COLLECTED DATA ▸

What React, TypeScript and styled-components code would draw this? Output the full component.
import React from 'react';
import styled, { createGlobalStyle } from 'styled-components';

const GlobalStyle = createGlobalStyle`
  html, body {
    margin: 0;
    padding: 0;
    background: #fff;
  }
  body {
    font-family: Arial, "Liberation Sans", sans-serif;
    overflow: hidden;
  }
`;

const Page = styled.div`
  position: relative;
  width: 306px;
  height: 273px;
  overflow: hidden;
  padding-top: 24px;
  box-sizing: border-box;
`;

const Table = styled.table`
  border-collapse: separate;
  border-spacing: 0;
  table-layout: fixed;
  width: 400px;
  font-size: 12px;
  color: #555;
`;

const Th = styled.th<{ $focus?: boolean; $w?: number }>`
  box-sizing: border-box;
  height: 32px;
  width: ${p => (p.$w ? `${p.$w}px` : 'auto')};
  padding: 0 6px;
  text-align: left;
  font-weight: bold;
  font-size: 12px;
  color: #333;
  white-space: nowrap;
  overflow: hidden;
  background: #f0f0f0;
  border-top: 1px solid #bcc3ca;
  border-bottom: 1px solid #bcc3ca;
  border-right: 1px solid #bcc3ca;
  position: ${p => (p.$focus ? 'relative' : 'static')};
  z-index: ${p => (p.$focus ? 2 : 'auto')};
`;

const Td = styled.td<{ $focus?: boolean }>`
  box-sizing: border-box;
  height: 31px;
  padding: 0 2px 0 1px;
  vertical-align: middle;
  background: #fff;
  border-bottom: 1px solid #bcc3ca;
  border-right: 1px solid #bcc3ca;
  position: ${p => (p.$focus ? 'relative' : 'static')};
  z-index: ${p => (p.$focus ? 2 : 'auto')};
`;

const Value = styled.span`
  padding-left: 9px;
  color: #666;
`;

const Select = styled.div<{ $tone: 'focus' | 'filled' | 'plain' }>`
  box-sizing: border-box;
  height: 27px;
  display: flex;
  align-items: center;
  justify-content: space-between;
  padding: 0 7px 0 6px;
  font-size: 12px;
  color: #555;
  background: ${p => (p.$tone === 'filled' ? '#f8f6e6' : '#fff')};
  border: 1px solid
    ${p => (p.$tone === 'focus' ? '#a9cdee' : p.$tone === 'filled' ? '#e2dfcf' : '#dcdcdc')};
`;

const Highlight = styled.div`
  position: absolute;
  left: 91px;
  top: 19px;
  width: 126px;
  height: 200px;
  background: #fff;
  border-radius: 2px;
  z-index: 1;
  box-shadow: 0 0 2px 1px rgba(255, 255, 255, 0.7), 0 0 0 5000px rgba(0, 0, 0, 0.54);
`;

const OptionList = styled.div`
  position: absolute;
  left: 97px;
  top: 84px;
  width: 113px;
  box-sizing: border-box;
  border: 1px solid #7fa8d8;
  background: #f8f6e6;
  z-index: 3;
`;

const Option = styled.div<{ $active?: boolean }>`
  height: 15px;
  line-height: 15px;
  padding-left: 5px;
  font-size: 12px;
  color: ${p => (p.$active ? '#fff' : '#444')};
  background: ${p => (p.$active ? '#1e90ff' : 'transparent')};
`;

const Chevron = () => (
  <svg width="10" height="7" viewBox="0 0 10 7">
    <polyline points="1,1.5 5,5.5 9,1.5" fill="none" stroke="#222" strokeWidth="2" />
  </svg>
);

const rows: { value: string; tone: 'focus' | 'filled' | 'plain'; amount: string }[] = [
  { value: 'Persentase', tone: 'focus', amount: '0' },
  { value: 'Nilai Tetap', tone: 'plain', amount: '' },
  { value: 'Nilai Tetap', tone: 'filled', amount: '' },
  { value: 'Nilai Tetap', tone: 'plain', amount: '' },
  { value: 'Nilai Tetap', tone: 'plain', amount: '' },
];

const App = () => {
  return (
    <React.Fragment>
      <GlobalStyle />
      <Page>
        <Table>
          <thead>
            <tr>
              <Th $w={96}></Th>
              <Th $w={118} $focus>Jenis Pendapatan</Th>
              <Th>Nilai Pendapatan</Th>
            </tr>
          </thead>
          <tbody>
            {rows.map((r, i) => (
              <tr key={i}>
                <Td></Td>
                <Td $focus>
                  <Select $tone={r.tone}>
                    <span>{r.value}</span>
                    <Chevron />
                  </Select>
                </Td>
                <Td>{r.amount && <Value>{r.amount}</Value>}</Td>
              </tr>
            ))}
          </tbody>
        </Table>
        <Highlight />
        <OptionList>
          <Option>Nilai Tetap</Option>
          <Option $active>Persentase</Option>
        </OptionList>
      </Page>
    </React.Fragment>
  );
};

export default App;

EXERCISE ▸
Reproduce all of the data exactly as given.

RESULT OF THIS EXERCISE ▸
What React, TypeScript and styled-components code would draw this? Output the full component.
import React from 'react';
import styled, { createGlobalStyle } from 'styled-components';

const GlobalStyle = createGlobalStyle`
  html, body {
    margin: 0;
    padding: 0;
    background: #fff;
  }
  body {
    font-family: Arial, "Liberation Sans", sans-serif;
    overflow: hidden;
  }
`;

const Page = styled.div`
  position: relative;
  width: 306px;
  height: 273px;
  overflow: hidden;
  padding-top: 24px;
  box-sizing: border-box;
`;

const Table = styled.table`
  border-collapse: separate;
  border-spacing: 0;
  table-layout: fixed;
  width: 400px;
  font-size: 12px;
  color: #555;
`;

const Th = styled.th<{ $focus?: boolean; $w?: number }>`
  box-sizing: border-box;
  height: 32px;
  width: ${p => (p.$w ? `${p.$w}px` : 'auto')};
  padding: 0 6px;
  text-align: left;
  font-weight: bold;
  font-size: 12px;
  color: #333;
  white-space: nowrap;
  overflow: hidden;
  background: #f0f0f0;
  border-top: 1px solid #bcc3ca;
  border-bottom: 1px solid #bcc3ca;
  border-right: 1px solid #bcc3ca;
  position: ${p => (p.$focus ? 'relative' : 'static')};
  z-index: ${p => (p.$focus ? 2 : 'auto')};
`;

const Td = styled.td<{ $focus?: boolean }>`
  box-sizing: border-box;
  height: 31px;
  padding: 0 2px 0 1px;
  vertical-align: middle;
  background: #fff;
  border-bottom: 1px solid #bcc3ca;
  border-right: 1px solid #bcc3ca;
  position: ${p => (p.$focus ? 'relative' : 'static')};
  z-index: ${p => (p.$focus ? 2 : 'auto')};
`;

const Value = styled.span`
  padding-left: 9px;
  color: #666;
`;

const Select = styled.div<{ $tone: 'focus' | 'filled' | 'plain' }>`
  box-sizing: border-box;
  height: 27px;
  display: flex;
  align-items: center;
  justify-content: space-between;
  padding: 0 7px 0 6px;
  font-size: 12px;
  color: #555;
  background: ${p => (p.$tone === 'filled' ? '#f8f6e6' : '#fff')};
  border: 1px solid
    ${p => (p.$tone === 'focus' ? '#a9cdee' : p.$tone === 'filled' ? '#e2dfcf' : '#dcdcdc')};
`;

const Highlight = styled.div`
  position: absolute;
  left: 91px;
  top: 19px;
  width: 126px;
  height: 200px;
  background: #fff;
  border-radius: 2px;
  z-index: 1;
  box-shadow: 0 0 2px 1px rgba(255, 255, 255, 0.7), 0 0 0 5000px rgba(0, 0, 0, 0.54);
`;

const OptionList = styled.div`
  position: absolute;
  left: 97px;
  top: 84px;
  width: 113px;
  box-sizing: border-box;
  border: 1px solid #7fa8d8;
  background: #f8f6e6;
  z-index: 3;
`;

const Option = styled.div<{ $active?: boolean }>`
  height: 15px;
  line-height: 15px;
  padding-left: 5px;
  font-size: 12px;
  color: ${p => (p.$active ? '#fff' : '#444')};
  background: ${p => (p.$active ? '#1e90ff' : 'transparent')};
`;

const Chevron = () => (
  <svg width="10" height="7" viewBox="0 0 10 7">
    <polyline points="1,1.5 5,5.5 9,1.5" fill="none" stroke="#222" strokeWidth="2" />
  </svg>
);

const rows: { value: string; tone: 'focus' | 'filled' | 'plain'; amount: string }[] = [
  { value: 'Persentase', tone: 'focus', amount: '0' },
  { value: 'Nilai Tetap', tone: 'plain', amount: '' },
  { value: 'Nilai Tetap', tone: 'filled', amount: '' },
  { value: 'Nilai Tetap', tone: 'plain', amount: '' },
  { value: 'Nilai Tetap', tone: 'plain', amount: '' },
];

const App = () => {
  return (
    <React.Fragment>
      <GlobalStyle />
      <Page>
        <Table>
          <thead>
            <tr>
              <Th $w={96}></Th>
              <Th $w={118} $focus>Jenis Pendapatan</Th>
              <Th>Nilai Pendapatan</Th>
            </tr>
          </thead>
          <tbody>
            {rows.map((r, i) => (
              <tr key={i}>
                <Td></Td>
                <Td $focus>
                  <Select $tone={r.tone}>
                    <span>{r.value}</span>
                    <Chevron />
                  </Select>
                </Td>
                <Td>{r.amount && <Value>{r.amount}</Value>}</Td>
              </tr>
            ))}
          </tbody>
        </Table>
        <Highlight />
        <OptionList>
          <Option>Nilai Tetap</Option>
          <Option $active>Persentase</Option>
        </OptionList>
      </Page>
    </React.Fragment>
  );
};

export default App;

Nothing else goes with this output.